Given request: Reproduce the listing below without changes, except that pictures are left out.

Dataset section:
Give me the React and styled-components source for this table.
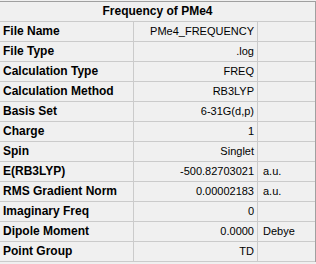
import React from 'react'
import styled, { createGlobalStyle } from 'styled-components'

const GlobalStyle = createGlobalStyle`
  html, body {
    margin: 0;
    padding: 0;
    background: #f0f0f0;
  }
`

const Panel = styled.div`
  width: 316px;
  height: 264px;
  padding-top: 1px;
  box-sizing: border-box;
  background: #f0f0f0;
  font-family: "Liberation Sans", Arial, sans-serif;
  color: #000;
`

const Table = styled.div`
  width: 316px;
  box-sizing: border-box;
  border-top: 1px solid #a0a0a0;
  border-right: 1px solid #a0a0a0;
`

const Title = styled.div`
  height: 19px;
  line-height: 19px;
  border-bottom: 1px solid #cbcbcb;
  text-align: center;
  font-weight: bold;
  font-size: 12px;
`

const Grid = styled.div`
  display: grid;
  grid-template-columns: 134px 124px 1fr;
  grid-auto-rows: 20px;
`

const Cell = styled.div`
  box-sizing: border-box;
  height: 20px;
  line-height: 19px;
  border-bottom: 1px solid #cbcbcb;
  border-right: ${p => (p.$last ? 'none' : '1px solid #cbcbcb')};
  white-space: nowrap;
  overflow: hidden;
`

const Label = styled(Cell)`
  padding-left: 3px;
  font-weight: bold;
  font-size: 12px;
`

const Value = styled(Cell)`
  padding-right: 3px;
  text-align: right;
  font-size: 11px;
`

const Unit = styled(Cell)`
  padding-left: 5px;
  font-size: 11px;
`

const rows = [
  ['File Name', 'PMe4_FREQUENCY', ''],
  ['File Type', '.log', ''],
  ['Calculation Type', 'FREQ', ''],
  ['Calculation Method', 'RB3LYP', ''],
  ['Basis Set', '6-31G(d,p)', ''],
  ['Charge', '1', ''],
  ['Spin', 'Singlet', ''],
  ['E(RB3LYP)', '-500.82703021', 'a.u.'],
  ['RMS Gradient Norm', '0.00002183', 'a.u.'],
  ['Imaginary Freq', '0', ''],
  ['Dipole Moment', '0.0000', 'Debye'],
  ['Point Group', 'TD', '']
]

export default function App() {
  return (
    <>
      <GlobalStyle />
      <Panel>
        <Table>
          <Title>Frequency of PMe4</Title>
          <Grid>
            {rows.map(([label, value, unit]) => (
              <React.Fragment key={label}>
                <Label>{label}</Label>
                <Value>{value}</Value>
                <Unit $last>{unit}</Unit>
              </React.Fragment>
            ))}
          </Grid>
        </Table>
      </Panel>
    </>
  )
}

Output below:
Give me the React and styled-components source for this table.
import React from 'react'
import styled, { createGlobalStyle } from 'styled-components'

const GlobalStyle = createGlobalStyle`
  html, body {
    margin: 0;
    padding: 0;
    background: #f0f0f0;
  }
`

const Panel = styled.div`
  width: 316px;
  height: 264px;
  padding-top: 1px;
  box-sizing: border-box;
  background: #f0f0f0;
  font-family: "Liberation Sans", Arial, sans-serif;
  color: #000;
`

const Table = styled.div`
  width: 316px;
  box-sizing: border-box;
  border-top: 1px solid #a0a0a0;
  border-right: 1px solid #a0a0a0;
`

const Title = styled.div`
  height: 19px;
  line-height: 19px;
  border-bottom: 1px solid #cbcbcb;
  text-align: center;
  font-weight: bold;
  font-size: 12px;
`

const Grid = styled.div`
  display: grid;
  grid-template-columns: 134px 124px 1fr;
  grid-auto-rows: 20px;
`

const Cell = styled.div`
  box-sizing: border-box;
  height: 20px;
  line-height: 19px;
  border-bottom: 1px solid #cbcbcb;
  border-right: ${p => (p.$last ? 'none' : '1px solid #cbcbcb')};
  white-space: nowrap;
  overflow: hidden;
`

const Label = styled(Cell)`
  padding-left: 3px;
  font-weight: bold;
  font-size: 12px;
`

const Value = styled(Cell)`
  padding-right: 3px;
  text-align: right;
  font-size: 11px;
`

const Unit = styled(Cell)`
  padding-left: 5px;
  font-size: 11px;
`

const rows = [
  ['File Name', 'PMe4_FREQUENCY', ''],
  ['File Type', '.log', ''],
  ['Calculation Type', 'FREQ', ''],
  ['Calculation Method', 'RB3LYP', ''],
  ['Basis Set', '6-31G(d,p)', ''],
  ['Charge', '1', ''],
  ['Spin', 'Singlet', ''],
  ['E(RB3LYP)', '-500.82703021', 'a.u.'],
  ['RMS Gradient Norm', '0.00002183', 'a.u.'],
  ['Imaginary Freq', '0', ''],
  ['Dipole Moment', '0.0000', 'Debye'],
  ['Point Group', 'TD', '']
]

export default function App() {
  return (
    <>
      <GlobalStyle />
      <Panel>
        <Table>
          <Title>Frequency of PMe4</Title>
          <Grid>
            {rows.map(([label, value, unit]) => (
              <React.Fragment key={label}>
                <Label>{label}</Label>
                <Value>{value}</Value>
                <Unit $last>{unit}</Unit>
              </React.Fragment>
            ))}
          </Grid>
        </Table>
      </Panel>
    </>
  )
}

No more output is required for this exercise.